Monday, November 21, 2005

Turn Out The Lights, Dub, The Party's Over

When if's and but's are candy and nuts, Dub'll have a helluva Christmas. The boy president has exhausted the political capital of 9/11. He's not a wartime president, he's an idiot president. The writing is on the wall. The only tragedy is the loss of life among our troops in that spot of hell known as Iraq. The historical reality is that the only popular war in the U.S. was "the good war," aka WWII. Dub tried like hell to put an act as a WWII-style "war leader," but that dog won't hunt. If this is (fair & balanced) history, so be it.

Have Americans Usually Supported Their Wars?
By HNN Staff

It has seemed to come as a bit of a shock to the Bush administration that Americans are turning against the war in Iraq. Just as administration officials weren't prepared for the fierce resistance that developed to the American occupation of Iraq, neither were they prepared for a change in public opinion at home as the war dragged on. Cindy Sheehan's galvanizing protests outside the president's vacation home caught officials by surprise.

But throughout American history there has always been significant opposition to war. New England states threatened to secede from the union during the War of 1812, which severely hampered the trade carried in New England ships. The Mexican-American War was opposed by leading Whigs including Congressman Abraham Lincoln. During the Civil War President Lincoln faced the opposition of the Copperheads, many of whom he had thrown in jail. The Spanish-American War triggered a robust anti-imperialist movement led by William Jennings Bryan.

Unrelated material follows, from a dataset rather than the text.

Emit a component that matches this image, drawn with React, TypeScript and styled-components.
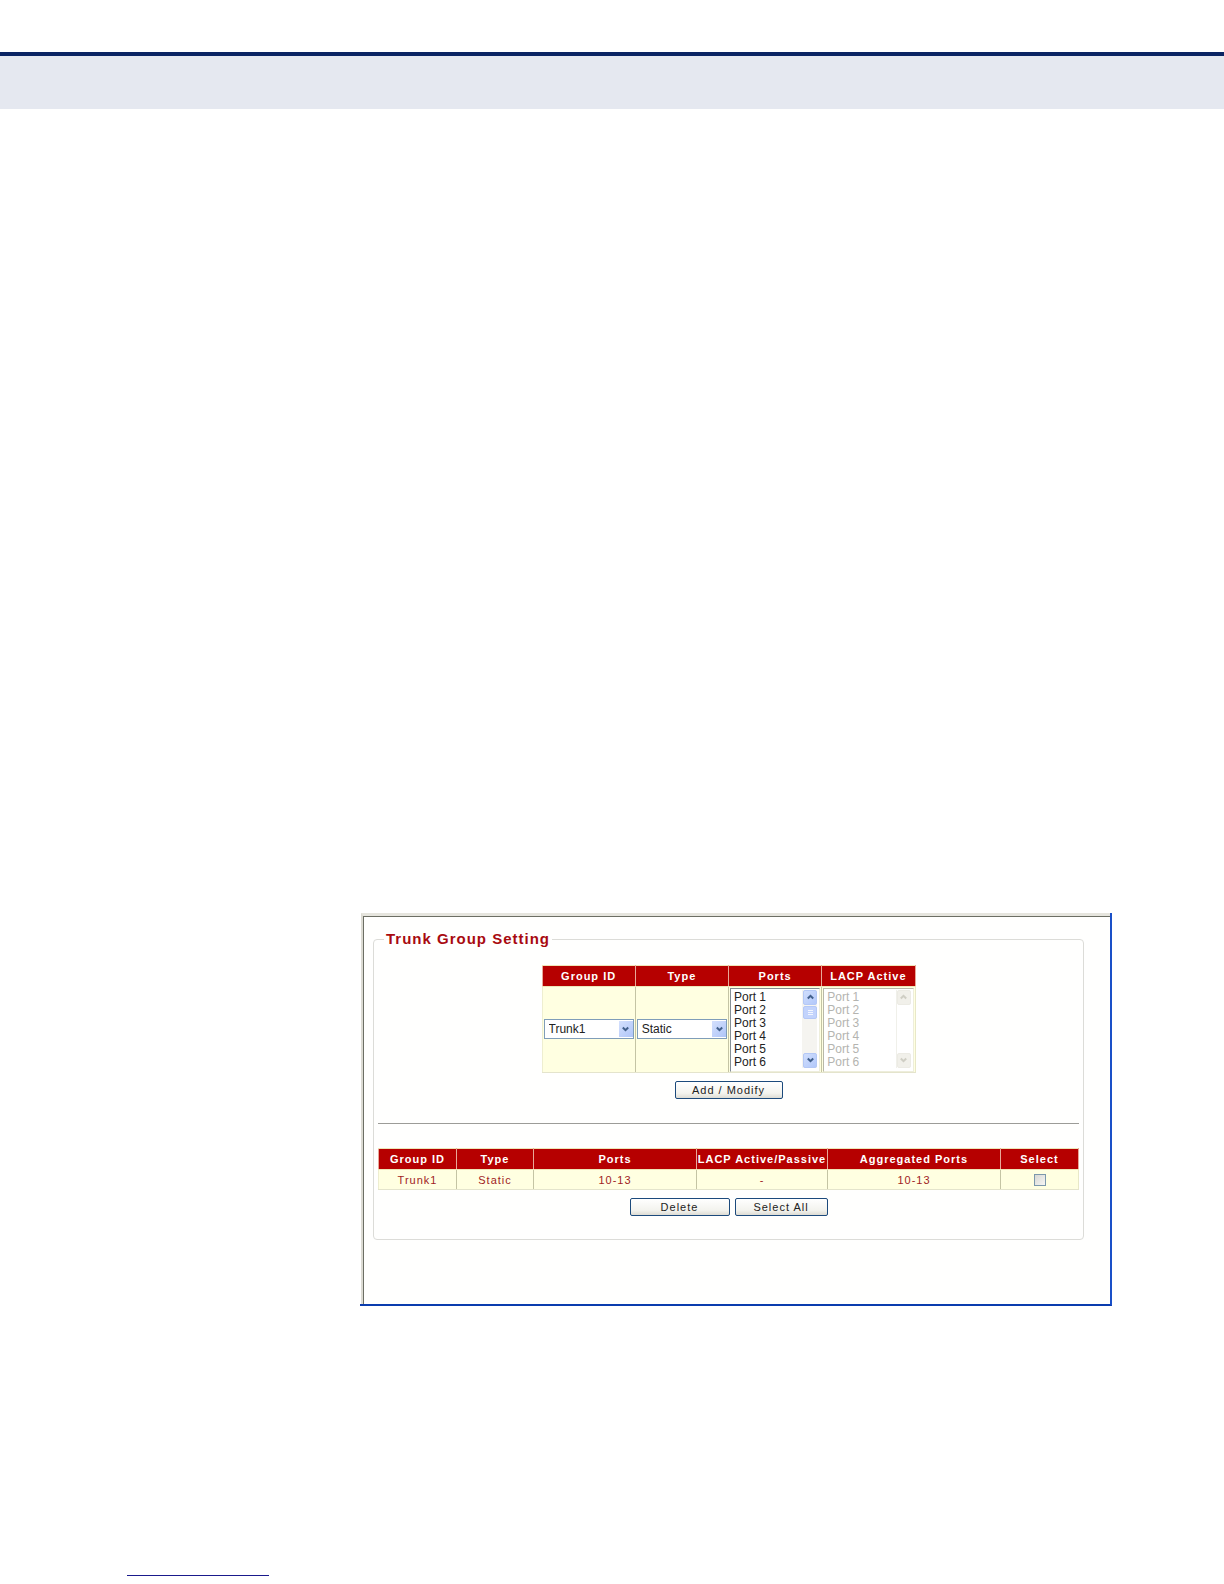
import React, { useRef, useState } from "react";
import styled, { createGlobalStyle } from "styled-components";

const GlobalStyle = createGlobalStyle`
  *, *::before, *::after { box-sizing: border-box; }
  body {
    margin: 0;
    background: #ffffff;
    font-family: Arial, "Liberation Sans", sans-serif;
  }
`;

const Page = styled.div`
  display: flex;
  flex-direction: column;
  min-height: 100vh;
  padding-top: 52px;
`;

const Banner = styled.header`
  height: 57px;
  border-top: 4px solid #0a2463;
  background: #e5e8f0;
`;

const Main = styled.main`
  padding: 804px 112px 0 360px;
`;

const Window = styled.section`
  padding: 0 0 0 1px;
  border-right: 2px solid #1a50c8;
  border-bottom: 2px solid #0a3cae;
`;

const Frame = styled.div`
  border-top: 3px solid #e6e5de;
  border-left: 2px solid #dcdbd3;
`;

const FrameBody = styled.div`
  padding: 13px 26px 64px 9px;
  border-top: 1px solid #6c6e64;
  border-left: 1px solid #6c6e64;
  background: #fffffe;
`;

const Group = styled.fieldset`
  display: block;
  min-width: 0;
  margin: 0;
  padding: 17px 4px 23px;
  border: 1px solid #dcdcd8;
  border-radius: 4px;
`;

const Title = styled.legend`
  margin-left: 6px;
  padding: 0 2px;
  color: #a80a10;
  font-size: 15px;
  font-weight: bold;
  line-height: 18px;
  letter-spacing: 1px;
`;

const Table = styled.table<{ $fill?: boolean }>`
  width: ${(p) => (p.$fill ? "100%" : "374px")};
  margin: 0 auto;
  border-collapse: collapse;
  table-layout: fixed;
`;

const Head = styled.th`
  height: 21px;
  padding: 0;
  border: 1px solid #eee6b8;
  border-left-color: #e8a898;
  border-right-color: #e8a898;
  background: #b60000;
  color: #ffffff;
  font-size: 11px;
  font-weight: bold;
  line-height: 14px;
  letter-spacing: 1px;
  text-align: center;
  white-space: nowrap;
`;

const Cell = styled.td<{ $tall?: boolean }>`
  height: ${(p) => (p.$tall ? 86 : 20)}px;
  padding: 0 1px;
  border: 1px solid #c4c4a4;
  border-bottom-color: #e4e4cc;
  background: #ffffe1;
  color: #a01c24;
  font-size: 11px;
  line-height: 14px;
  letter-spacing: 1px;
  text-align: center;
  vertical-align: middle;

  &:first-child { border-left-color: #eeeed0; }
  &:last-child { border-right-color: #e8e8c8; }
`;

const Picker = styled.div`
  display: grid;
  align-items: center;
  height: 20px;
  margin-bottom: 2px;
  border: 1px solid #7f9db9;
  background: #ffffff;
`;

const PickerSelect = styled.select`
  grid-area: 1 / 1;
  width: 100%;
  height: 18px;
  padding: 0 16px 0 4px;
  border: 0;
  background: transparent;
  appearance: none;
  color: #222222;
  font: 12px/16px Arial, "Liberation Sans", sans-serif;
`;

const PickerArrow = styled.span`
  grid-area: 1 / 1;
  justify-self: end;
  display: flex;
  align-items: center;
  justify-content: center;
  width: 14px;
  height: 16px;
  background: linear-gradient(135deg, #d4e0fd, #afc5f8);
  pointer-events: none;
`;

const ListBox = styled.div<{ $off?: boolean }>`
  display: flex;
  height: 84px;
  padding: 1px 2px 3px 0;
  border: 1px solid ${(p) => (p.$off ? "#b8b8a8" : "#848e94")};
  border-right-color: #eeeedc;
  border-bottom-color: #eeeedc;
  background: #ffffff;
`;

const ListSelect = styled.select`
  flex: 1;
  min-width: 0;
  height: 78px;
  padding: 0;
  border: 0;
  outline: 0;
  background: transparent;
  color: #222222;
  font: 12px/13px Arial, "Liberation Sans", sans-serif;
  overflow: auto;
  scrollbar-width: none;

  &:disabled { color: #b4b4b0; opacity: 1; }

  option {
    height: 13px;
    min-height: 13px;
    padding: 0 0 0 3px;
    line-height: 13px;
  }

  option:disabled, &:disabled option { color: #b4b4b0; }
`;

const ScrollBar = styled.div<{ $off?: boolean }>`
  display: flex;
  flex-direction: column;
  justify-content: space-between;
  width: 15px;
  background: ${(p) => (p.$off ? "#ffffff" : "#f5f4f0")};
  border-left: 1px solid ${(p) => (p.$off ? "#f0f0ea" : "#f5f4f0")};
`;

const ScrollButton = styled.button`
  display: flex;
  align-items: center;
  justify-content: center;
  width: 14px;
  height: 15px;
  padding: 0;
  border: 1px solid #b4c8f6;
  border-radius: 2px;
  background: linear-gradient(135deg, #d0defd, #b2c8fa);

  &:disabled {
    border-color: #ecebe4;
    background: #f1f0ea;
  }
`;

const Thumb = styled.span`
  display: flex;
  flex-direction: column;
  align-items: center;
  justify-content: center;
  gap: 1px;
  width: 14px;
  height: 13px;
  margin: 1px 0 auto;
  border: 1px solid #b4c8f6;
  border-radius: 2px;
  background: #c2d3fc;
`;

const Grip = styled.span`
  width: 5px;
  height: 1px;
  background: #f2f6ff;
`;

const Actions = styled.div`
  display: flex;
  justify-content: center;
  gap: 5px;
  margin-top: 8px;
`;

const Button = styled.button<{ $width: number }>`
  width: ${(p) => p.$width}px;
  height: 18px;
  padding: 0;
  border: 1px solid #1c4a7c;
  border-radius: 2px;
  background: linear-gradient(#ffffff, #f3f3ee 70%, #dddcd4);
  color: #222222;
  font: 11px/14px Arial, "Liberation Sans", sans-serif;
  letter-spacing: 1px;
`;

const Divider = styled.hr`
  height: 1px;
  margin: 24px 0;
  border: 0;
  background: #9c9c98;
`;

const Tick = styled.input`
  display: block;
  width: 12px;
  height: 12px;
  margin: 0 auto;
  border: 1px solid #7c98ac;
  background: linear-gradient(135deg, #d8d8d4, #f6f6f4);
  appearance: none;

  &:checked { background: #21a121; }
`;

const Footer = styled.footer`
  margin-top: auto;
  padding: 0 127px 8px;
`;

const FooterRule = styled.div`
  width: 142px;
  height: 1px;
  background: #1a1a8c;
`;

type ChevronProps = { up?: boolean; color?: string };

function Chevron({ up, color = "#42608c" }: ChevronProps) {
  return (
    <svg width="7" height="6" viewBox="0 0 7 6" aria-hidden="true">
      <path
        d={up ? "M.8 4.5 3.5 1.8 6.2 4.5" : "M.8 1.5 3.5 4.2 6.2 1.5"}
        fill="none"
        stroke={color}
        strokeWidth="2"
      />
    </svg>
  );
}

function DropDown({ label, options }: { label: string; options: string[] }) {
  return (
    <Picker>
      <PickerSelect aria-label={label}>
        {options.map((option) => (
          <option key={option}>{option}</option>
        ))}
      </PickerSelect>
      <PickerArrow>
        <Chevron />
      </PickerArrow>
    </Picker>
  );
}

const ports = Array.from({ length: 28 }, (_, i) => `Port ${i + 1}`);

function PortList({ label, disabled }: { label: string; disabled?: boolean }) {
  const list = useRef<HTMLSelectElement>(null);
  const scroll = (step: number) => list.current?.scrollBy(0, step);
  const arrow = disabled ? "#cfcec4" : undefined;
  return (
    <ListBox $off={disabled}>
      <ListSelect ref={list} multiple size={6} disabled={disabled} aria-label={label}>
        {(disabled ? ports.slice(0, 6) : ports).map((port) => (
          <option key={port}>{port}</option>
        ))}
      </ListSelect>
      <ScrollBar $off={disabled}>
        <ScrollButton type="button" disabled={disabled} aria-label={`${label} up`} onClick={() => scroll(-13)}>
          <Chevron up color={arrow} />
        </ScrollButton>
        {!disabled && (
          <Thumb>
            <Grip />
            <Grip />
            <Grip />
          </Thumb>
        )}
        <ScrollButton type="button" disabled={disabled} aria-label={`${label} down`} onClick={() => scroll(13)}>
          <Chevron color={arrow} />
        </ScrollButton>
      </ScrollBar>
    </ListBox>
  );
}

export default function App() {
  const [selected, setSelected] = useState(false);
  return (
    <Page>
      <GlobalStyle />
      <Banner />
      <Main>
        <Window>
          <Frame>
            <FrameBody>
              <Group>
                <Title>Trunk Group Setting</Title>
                <Table>
                  <thead>
                    <tr>
                      <Head>Group ID</Head>
                      <Head>Type</Head>
                      <Head>Ports</Head>
                      <Head>LACP Active</Head>
                    </tr>
                  </thead>
                  <tbody>
                    <tr>
                      <Cell $tall>
                        <DropDown label="Group ID" options={["Trunk1", "Trunk2", "Trunk3"]} />
                      </Cell>
                      <Cell $tall>
                        <DropDown label="Type" options={["Static", "LACP"]} />
                      </Cell>
                      <Cell $tall>
                        <PortList label="Ports" />
                      </Cell>
                      <Cell $tall>
                        <PortList label="LACP Active" disabled />
                      </Cell>
                    </tr>
                  </tbody>
                </Table>
                <Actions>
                  <Button type="button" $width={108}>Add / Modify</Button>
                </Actions>
                <Divider />
                <Table $fill>
                  <colgroup>
                    <col width="78" />
                    <col width="77" />
                    <col width="163" />
                    <col width="131" />
                    <col width="173" />
                    <col width="78" />
                  </colgroup>
                  <thead>
                    <tr>
                      <Head>Group ID</Head>
                      <Head>Type</Head>
                      <Head>Ports</Head>
                      <Head>LACP Active/Passive</Head>
                      <Head>Aggregated Ports</Head>
                      <Head>Select</Head>
                    </tr>
                  </thead>
                  <tbody>
                    <tr>
                      <Cell>Trunk1</Cell>
                      <Cell>Static</Cell>
                      <Cell>10-13</Cell>
                      <Cell>-</Cell>
                      <Cell>10-13</Cell>
                      <Cell>
                        <Tick
                          type="checkbox"
                          aria-label="Select Trunk1"
                          checked={selected}
                          onChange={(e) => setSelected(e.target.checked)}
                        />
                      </Cell>
                    </tr>
                  </tbody>
                </Table>
                <Actions>
                  <Button type="button" $width={100}>Delete</Button>
                  <Button type="button" $width={93} onClick={() => setSelected(true)}>Select All</Button>
                </Actions>
              </Group>
            </FrameBody>
          </Frame>
        </Window>
      </Main>
      <Footer>
        <FooterRule />
      </Footer>
    </Page>
  );
}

In the twentieth century, as Hazel Erskine demonstrated in her widely cited 1970 article, "Was War a Mistake?" (Public Opinion Quarterly), "the American public has never been sold on the validity of any war but World War II." She noted that as of 1969--a year after the Tet Offensive and the brief invasion of the American embassy in Saigon--"in spite of the current anti-war fervor, dissent against Vietnam has not yet reached the peaks of dissatisfaction attained by either World War I or the Korean War."

Reviewing the wars of the 20th century, she noted:


In answer to quite comparable questions, in 1937 64 per cent called World War I a mistake, in 1951 62 per cent considered Korean involvement wrong, whereas in 1969 burgeoning anti-Vietnam dissent nationwide never topped 58 per cent.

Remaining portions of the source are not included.